His comment came two days after White House adviser David Plouffe said Obama made a mistake by voting against raising the debt ceiling when he was a senator.

Democrats are urging Republicans not to jeopardize the economy and the full faith and credit of the nation with talk of voting against raising the $14 trillion debt ceiling before the borrowing limit is reached in July. But the Democrats’ own votes against raising that ceiling during George W. Bush’s presidency are coming back to haunt them.

The National Republican Senatorial Committee attacked Sen. Claire McCaskill (D-Mo.), who voted against raising the ceiling in 2007, for “flip-flopping” on the issue when she called Republicans “profoundly irresponsible” for threatening to do the same thing.

 In the Senate, a spokesman for Majority Leader Harry Reid (D-Nev.) said Reid has previously stated that he “believes he should have voted differently.”

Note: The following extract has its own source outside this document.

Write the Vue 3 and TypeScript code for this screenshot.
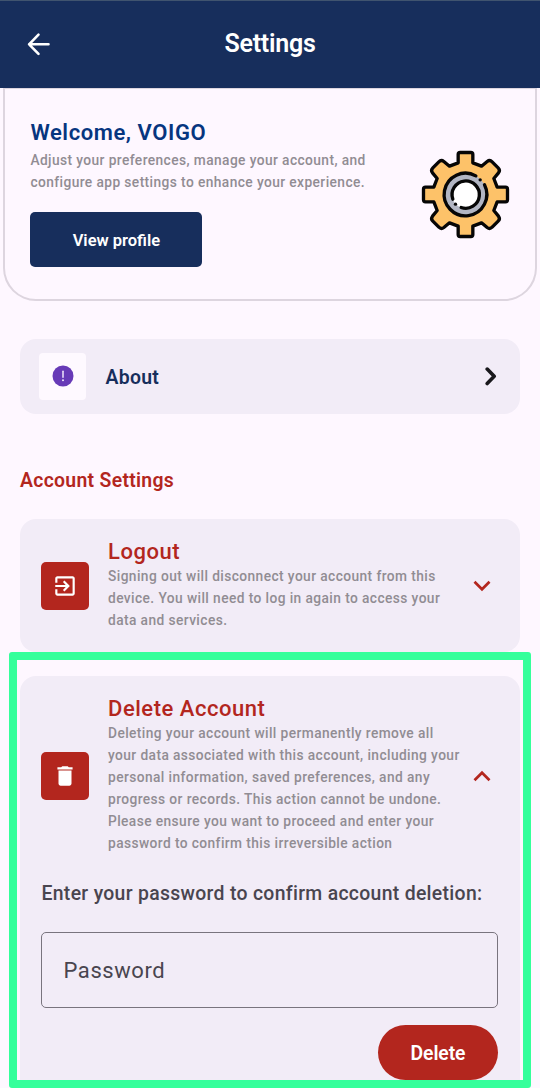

Other Democratic senators stopped short of declaring their previous votes a mistake. Sen. John Kerry (D-Mass.) voted against the debt-limit increase in 2006 “to demand a course correction from the Bush fiscal policies that had turned record budget surpluses into record deficits with no end in sight,” Kerry spokeswoman Whitney Smith said. “He’ll cast this upcoming vote after considering the best way to influence our economic direction and after seeing what’s attached to the bill.”

Sen. Joe Lieberman (I-Conn.) also defended his earlier vote. 

       Assistant Democratic Leader James Clyburn (S.C.) said through a spokeswoman: “My vote was in protest of Bush’s unwise and obscene tax cuts. The circumstances today are entirely different.”

Obama voted against raising the debt ceiling as an Illinois senator in 2006.

Democrats and Republicans are girding for a pitched battle over the debt ceiling, which the Treasury Department says must be lifted by July to avoid a first-ever default by the federal government. A default, administration officials say, would be “catastrophic” for the U.S. economy.

Republicans have said any bill to raise the debt limit must be paired with significant spending cuts or structural fiscal reform — a warning that House Majority Leader Eric Cantor (R-Va.) repeated on Tuesday.

“Let me give notice to the White House that blindly raising the debt limit without implementing real reforms is irresponsible and will simply burden our children with more debt. We Republicans are not going to go along with it,” he told reporters at his weekly press briefing.